> [REQUIREMENT]: Note each line that includes the word "index". Copy those lines.

<<<<

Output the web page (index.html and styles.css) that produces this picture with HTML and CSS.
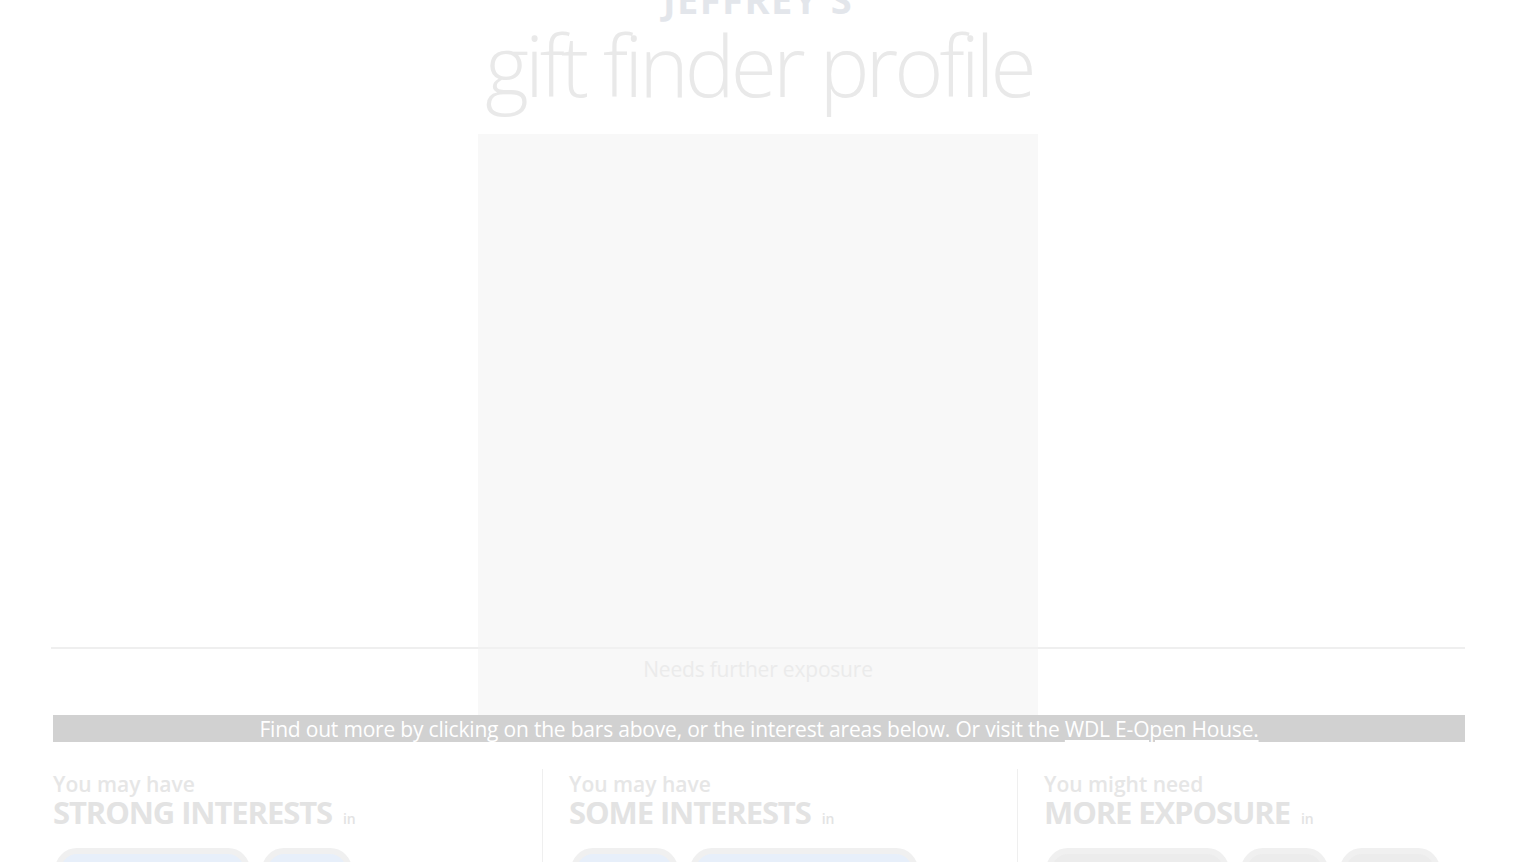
FILE: index.html
```html
<!DOCTYPE html>
<html lang="en">
<head>
<meta charset="utf-8">
<title>Jeffrey's gift finder profile</title>
<link rel="stylesheet" href="styles.css">
</head>
<body>
<div class="page">
  <header class="masthead">
    <h2 class="owner">JEFFREY'S</h2>
    <h1 class="title">gift finder profile</h1>
  </header>

  <section class="chart">
    <div class="plot side"></div>
    <div class="plot mid"></div>
    <div class="plot side"></div>
    <div class="label side"></div>
    <div class="label mid">Needs further exposure</div>
    <div class="label side"></div>
  </section>

  <p class="info">Find out more by clicking on the bars above, or the interest areas below. Or visit the <a href="#">WDL E-Open House.</a></p>

  <section class="groups">
    <div class="group">
      <p class="lead">You may have</p>
      <h3 class="kind">STRONG INTERESTS <span class="in">in</span></h3>
      <div class="pills">
        <span class="pill w1">Interest</span>
        <span class="pill w2">Interest</span>
      </div>
    </div>
    <div class="group sep">
      <p class="lead">You may have</p>
      <h3 class="kind">SOME INTERESTS <span class="in">in</span></h3>
      <div class="pills">
        <span class="pill w3">Interest</span>
        <span class="pill w4">Interest</span>
      </div>
    </div>
    <div class="group sep">
      <p class="lead">You might need</p>
      <h3 class="kind">MORE EXPOSURE <span class="in">in</span></h3>
      <div class="pills">
        <span class="pill grey w5">Interest</span>
        <span class="pill grey w6">Interest</span>
        <span class="pill grey w7">Interest</span>
      </div>
    </div>
  </section>
</div>
</body>
</html>
```

FILE: styles.css
```css
html, body {
  margin: 0;
  padding: 0;
  background: #ffffff;
  overflow: hidden;
}

body {
  font-family: "Open Sans", "DejaVu Sans", sans-serif;
  color: #e6e6e6;
}

.page {
  width: 1412px;
  margin-left: 53px;
}

.masthead {
  text-align: center;
}

.owner {
  margin: -20px 0 0 -2px;
  font-size: 38px;
  line-height: 38px;
  font-weight: 700;
  letter-spacing: 1.5px;
  color: #e3e6eb;
}

.title {
  margin: 5px 0 0 0;
  font-size: 84px;
  line-height: 84px;
  font-weight: 300;
  letter-spacing: -4px;
  color: #e9e9e9;
  height: 111px;
}

.chart {
  display: grid;
  grid-template-columns: 1fr 560px 1fr;
  grid-template-rows: 515px 66px;
  margin-left: -2px;
}

.plot {
  border-bottom: 2px solid #efefef;
}

.mid {
  background: #f8f8f8;
}

.plot.mid {
  border-bottom-color: #f1f1f1;
}

.label.mid {
  text-align: center;
  font-size: 21px;
  line-height: 24px;
  padding-top: 8px;
  color: #ebebeb;
  letter-spacing: -0.2px;
}

.info {
  margin: 0;
  height: 27px;
  background: #d1d1d1;
  color: #ffffff;
  text-align: center;
  font-size: 21px;
  line-height: 28px;
  letter-spacing: -0.2px;
  white-space: nowrap;
}

.info a {
  color: #ffffff;
  text-decoration: underline;
  text-underline-offset: 3px;
}

.groups {
  display: grid;
  grid-template-columns: 489px 475px 1fr;
  margin-top: 27px;
}

.group {
  padding-top: 4px;
}

.group.sep {
  border-left: 1px solid #efefef;
  padding-left: 26px;
}

.lead {
  margin: 0;
  font-size: 21px;
  line-height: 22px;
  font-weight: 600;
  letter-spacing: 0;
  color: #e6e6e6;
}

.kind {
  margin: 0;
  font-size: 31px;
  line-height: 34px;
  font-weight: 700;
  letter-spacing: -1.1px;
  color: #e3e3e3;
}

.in {
  font-size: 14px;
  font-weight: 600;
  letter-spacing: 0;
  margin-left: 4px;
}

.pills {
  display: flex;
  gap: 12px;
  margin-top: 12px;
  margin-left: 2px;
}

.pill {
  display: inline-block;
  height: 34px;
  border: 6px solid #f0f0f0;
  border-radius: 22px;
  background: #e7effa;
  color: #c7d3e3;
  font-size: 16px;
  line-height: 64px;
  text-align: center;
  overflow: hidden;
}

.pill.grey {
  background: #ececec;
  color: #d8d8d8;
}

.w1 { width: 183px; }
.w2 { width: 78px; }
.w3 { width: 95px; }
.w4 { width: 216px; }
.w5 { width: 171px; }
.w6 { width: 75px; }
.w7 { width: 88px; }
```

>>>>

> [RESULT FOR THIS EXERCISE]:
Output the web page (index.html and styles.css) that produces this picture with HTML and CSS.
FILE: index.html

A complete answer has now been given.